## Written instruction
Print the lines of the listing below verbatim from its first line through the line bearing "const [media, setMedia] = useState('usb');". Any pictures are to be omitted.

Pages as source code
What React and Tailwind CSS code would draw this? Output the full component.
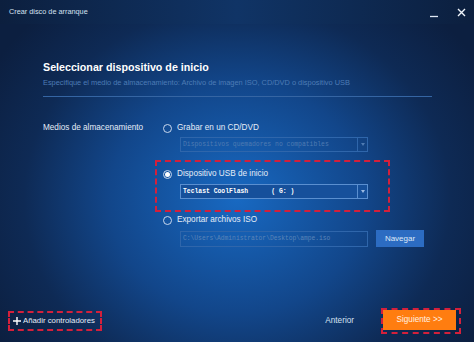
import { useState } from 'react';

const font = { fontFamily: '"Liberation Sans", Arial, sans-serif' };

function Radio({ checked }) {
  return (
    <span className="flex h-[9px] w-[9px] shrink-0 items-center justify-center rounded-full border border-[#c9d8ee]">
      {checked && <span className="h-[5px] w-[5px] rounded-full bg-white" />}
    </span>
  );
}

function Select({ value, disabled }) {
  return (
    <div
      className={`flex h-[15px] w-[188px] items-center border ${
        disabled ? 'border-[#2f66ab] text-[#4f7bb2]' : 'border-[#5a8fd0] bg-[#16509b] text-white font-bold'
      }`}
    >
      <span className="flex-1 truncate pl-[2px] font-['Liberation_Mono',monospace] text-[6.4px] whitespace-pre">
        {value}
      </span>
      <span className={`flex h-full w-[10px] items-center justify-center border-l ${disabled ? 'border-[#2f66ab]' : 'border-[#5a8fd0]'}`}>
        <svg width="4" height="3" viewBox="0 0 4 3">
          <path d="M0 0h4L2 3z" fill={disabled ? '#4f7bb2' : '#9dbbe2'} />
        </svg>
      </span>
    </div>
  );
}

export default function App() {
  const [media, setMedia] = useState('usb');

  return (
    <div
      style={font}
      className="flex h-[342px] w-[474px] flex-col overflow-hidden bg-[radial-gradient(ellipse_60%_75%_at_50%_58%,#1869c2_0%,#12468a_45%,#0e2a55_75%,#0c1f40_100%)] text-[#e4ecf7]"
    >
      {/* title bar */}
      <div className="flex h-[24px] shrink-0 items-center bg-[linear-gradient(90deg,#0c1f3e_0%,#103466_50%,#0c1f3e_100%)] pl-[9px] pr-[8px]">
        <span className="flex-1 text-[7.3px] text-[#d5e1f1]">Crear disco de arranque</span>
        <svg width="8" height="8" viewBox="0 0 8 8" className="mr-[19px] mt-[3px]">
          <path d="M0 6.5h8" stroke="#dfe8f5" strokeWidth="1.3" />
        </svg>
        <svg width="9" height="9" viewBox="0 0 9 9">
          <path d="M1 1l7 7M8 1L1 8" stroke="#f0f5fb" strokeWidth="1.4" />
        </svg>
      </div>

      {/* header */}
      <div className="pl-[43px] pr-[42px] pt-[35px]">
        <h1 className="text-[10.7px] leading-[16px] font-bold text-white">Seleccionar dispositivo de inicio</h1>
        <p className="mt-[2px] text-[7.4px] leading-[12px] text-[#4d7cb6]">
          Especifique el medio de almacenamiento: Archivo de imagen ISO, CD/DVD o dispositivo USB
        </p>
        <div className="mt-[7px] h-px bg-[#3565a3]" />
      </div>

      {/* body */}
      <div className="flex pl-[43px] pt-[25px]">
        <div className="w-[120px] shrink-0 text-[8.2px] leading-[12px]">Medios de almacenamiento</div>
        <div className="flex flex-col">
          <button onClick={() => setMedia('cd')} className="flex h-[12px] items-center gap-[5px] text-[8.2px]">
            <Radio checked={media === 'cd'} />
            <span>Grabar en un CD/DVD</span>
          </button>
          <div className="ml-[17px] mt-[3px]">
            <Select value="Dispositivos quemadores no compatibles" disabled />
          </div>

          <div className="-ml-[8px] mt-[8px] w-[235px] border-2 border-dashed border-[#d4203b] pb-[11px] pl-[6px] pt-[6px]">
            <button onClick={() => setMedia('usb')} className="flex h-[12px] items-center gap-[5px] text-[8.2px]">
              <Radio checked={media === 'usb'} />
              <span>Dispositivo USB de inicio</span>
            </button>
            <div className="ml-[17px] mt-[4px]">
              <Select value="Teclast CoolFlash      ( G: )" />
            </div>
          </div>

          <button onClick={() => setMedia('iso')} className="mt-[2px] flex h-[12px] items-center gap-[5px] text-[8.2px]">
            <Radio checked={media === 'iso'} />
            <span>Exportar archivos ISO</span>
          </button>
          <div className="ml-[17px] mt-[4px] flex items-center gap-[8px]">
            <div className="flex h-[16px] w-[188px] items-center border border-[#2f66ab] pl-[2px] font-['Liberation_Mono',monospace] text-[6.3px] text-[#5a84b8]">
              C:\Users\Administrator\Desktop\ampe.iso
            </div>
            <button className="flex h-[17px] w-[48px] items-center justify-center bg-[#2c6cc2] text-[8px] text-[#dfe9f7]">
              Navegar
            </button>
          </div>
        </div>
      </div>

      {/* footer */}
      <div className="mt-auto flex items-center pb-[8px] pl-[8px] pr-[13px]">
        <div className="flex h-[20px] w-[94px] items-center gap-[2px] whitespace-nowrap border-2 border-dashed border-[#d4203b] pl-[3px] text-[7.8px]">
          <svg width="8" height="8" viewBox="0 0 8 8" className="shrink-0">
            <path d="M4 0v8M0 4h8" stroke="#ffffff" strokeWidth="1.4" />
          </svg>
          <span>Añadir controladores</span>
        </div>
        <span className="ml-auto mr-[27px] text-[8.2px] text-[#d5e1f1]">Anterior</span>
        <div className="border-2 border-dashed border-[#d4203b] pb-[2px] pr-[3px]">
          <button className="flex h-[20px] w-[73px] items-center justify-center bg-[#ff7d10] text-[8.2px] text-[#fff1e2]">
            Siguiente &gt;&gt;
          </button>
        </div>
      </div>
    </div>
  );
}
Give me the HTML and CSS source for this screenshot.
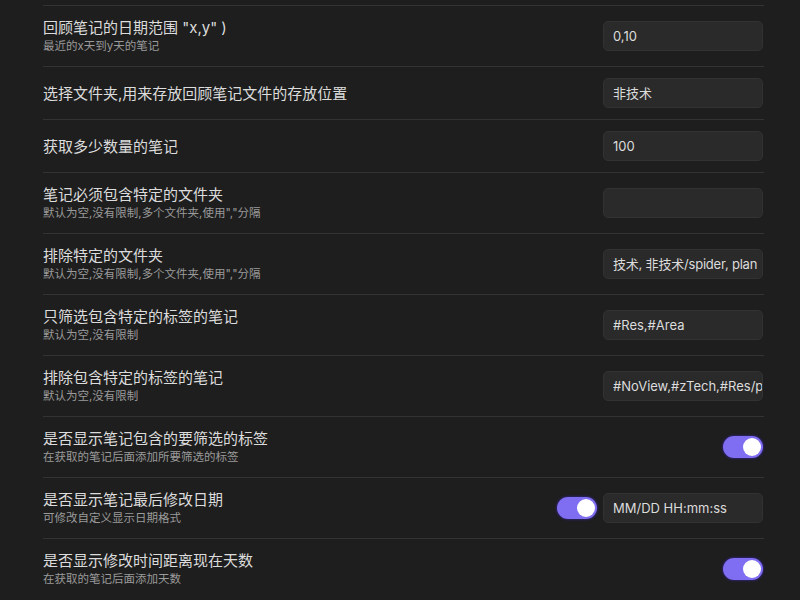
FILE: index.html
```html
<!DOCTYPE html>
<html lang="zh">
<head>
<meta charset="utf-8">
<title>设置</title>
<link rel="stylesheet" href="styles.css">
</head>
<body>
<div class="settings">
  <div class="item">
    <div class="info">
      <div class="name">回顾笔记的日期范围 "x,y" )</div>
      <div class="desc">最近的x天到y天的笔记</div>
    </div>
    <div class="control"><div class="input">0,10</div></div>
  </div>
  <div class="item">
    <div class="info">
      <div class="name">选择文件夹,用来存放回顾笔记文件的存放位置</div>
    </div>
    <div class="control"><div class="input">非技术</div></div>
  </div>
  <div class="item">
    <div class="info">
      <div class="name">获取多少数量的笔记</div>
    </div>
    <div class="control"><div class="input">100</div></div>
  </div>
  <div class="item">
    <div class="info">
      <div class="name">笔记必须包含特定的文件夹</div>
      <div class="desc">默认为空,没有限制,多个文件夹,使用","分隔</div>
    </div>
    <div class="control"><div class="input"></div></div>
  </div>
  <div class="item">
    <div class="info">
      <div class="name">排除特定的文件夹</div>
      <div class="desc">默认为空,没有限制,多个文件夹,使用","分隔</div>
    </div>
    <div class="control"><div class="input tight">技术, 非技术/spider, plan</div></div>
  </div>
  <div class="item">
    <div class="info">
      <div class="name">只筛选包含特定的标签的笔记</div>
      <div class="desc">默认为空,没有限制</div>
    </div>
    <div class="control"><div class="input">#Res,#Area</div></div>
  </div>
  <div class="item">
    <div class="info">
      <div class="name">排除包含特定的标签的笔记</div>
      <div class="desc">默认为空,没有限制</div>
    </div>
    <div class="control"><div class="input">#NoView,#zTech,#Res/p</div></div>
  </div>
  <div class="item">
    <div class="info">
      <div class="name">是否显示笔记包含的要筛选的标签</div>
      <div class="desc">在获取的笔记后面添加所要筛选的标签</div>
    </div>
    <div class="control"><div class="toggle"><span class="knob"></span></div></div>
  </div>
  <div class="item">
    <div class="info">
      <div class="name">是否显示笔记最后修改日期</div>
      <div class="desc">可修改自定义显示日期格式</div>
    </div>
    <div class="control"><div class="toggle"><span class="knob"></span></div><div class="input">MM/DD HH:mm:ss</div></div>
  </div>
  <div class="item">
    <div class="info">
      <div class="name">是否显示修改时间距离现在天数</div>
      <div class="desc">在获取的笔记后面添加天数</div>
    </div>
    <div class="control"><div class="toggle"><span class="knob"></span></div></div>
  </div>
</div>
</body>
</html>
```

FILE: styles.css
```css
html, body {
  margin: 0;
  padding: 0;
  background: #1e1e1e;
  height: 100%;
  overflow: hidden;
}
body {
  font-family: Inter, "Noto Sans CJK SC", sans-serif;
  color: #dadada;
}
.settings {
  margin: 5px 0 0 43px;
  width: 721px;
}
.item {
  display: flex;
  align-items: center;
  border-top: 1px solid #333333;
  padding: 11px 0;
  min-height: 29px;
}
.info {
  flex: 1;
  min-width: 0;
}
.name {
  font-size: 15px;
  line-height: 21px;
  color: #dcdcdc;
}
.desc {
  font-size: 11.5px;
  line-height: 17px;
  color: #9a9a9a;
}
.control {
  display: flex;
  align-items: center;
  gap: 6px;
  margin-right: 1px;
}
.input {
  box-sizing: border-box;
  width: 160px;
  height: 30px;
  background: #2a2a2a;
  border: 1px solid #323232;
  border-radius: 5px;
  padding: 0 9px;
  font-size: 13px;
  line-height: 28px;
  color: #dcdcdc;
  white-space: nowrap;
  overflow: hidden;
}
.input.tight {
  letter-spacing: -0.2px;
}
.toggle {
  position: relative;
  width: 40px;
  height: 22px;
  border-radius: 11px;
  background: #7f6df2;
  box-shadow: 0 0 2px 1px #2c2266;
}
.knob {
  position: absolute;
  top: 2px;
  right: 2px;
  width: 18px;
  height: 18px;
  border-radius: 50%;
  background: #ffffff;
}
```
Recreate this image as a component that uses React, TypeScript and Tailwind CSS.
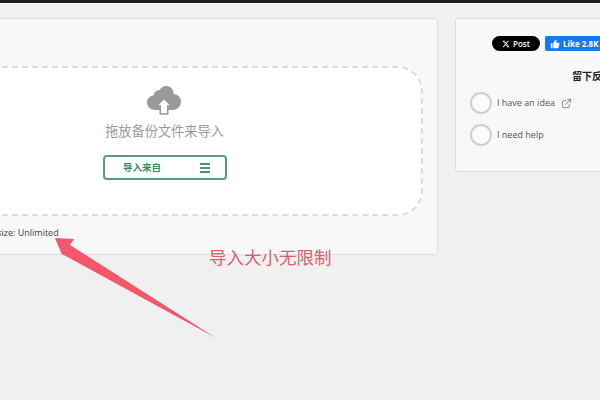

## Exercise solution
What React and Tailwind CSS code would draw this? Output the full component.
import { useState } from 'react';

const font = { fontFamily: '"Liberation Sans", Arial, sans-serif' };

function Radio({ checked }) {
  return (
    <span className="flex h-[9px] w-[9px] shrink-0 items-center justify-center rounded-full border border-[#c9d8ee]">
      {checked && <span className="h-[5px] w-[5px] rounded-full bg-white" />}
    </span>
  );
}

function Select({ value, disabled }) {
  return (
    <div
      className={`flex h-[15px] w-[188px] items-center border ${
        disabled ? 'border-[#2f66ab] text-[#4f7bb2]' : 'border-[#5a8fd0] bg-[#16509b] text-white font-bold'
      }`}
    >
      <span className="flex-1 truncate pl-[2px] font-['Liberation_Mono',monospace] text-[6.4px] whitespace-pre">
        {value}
      </span>
      <span className={`flex h-full w-[10px] items-center justify-center border-l ${disabled ? 'border-[#2f66ab]' : 'border-[#5a8fd0]'}`}>
        <svg width="4" height="3" viewBox="0 0 4 3">
          <path d="M0 0h4L2 3z" fill={disabled ? '#4f7bb2' : '#9dbbe2'} />
        </svg>
      </span>
    </div>
  );
}

export default function App() {
  const [media, setMedia] = useState('usb');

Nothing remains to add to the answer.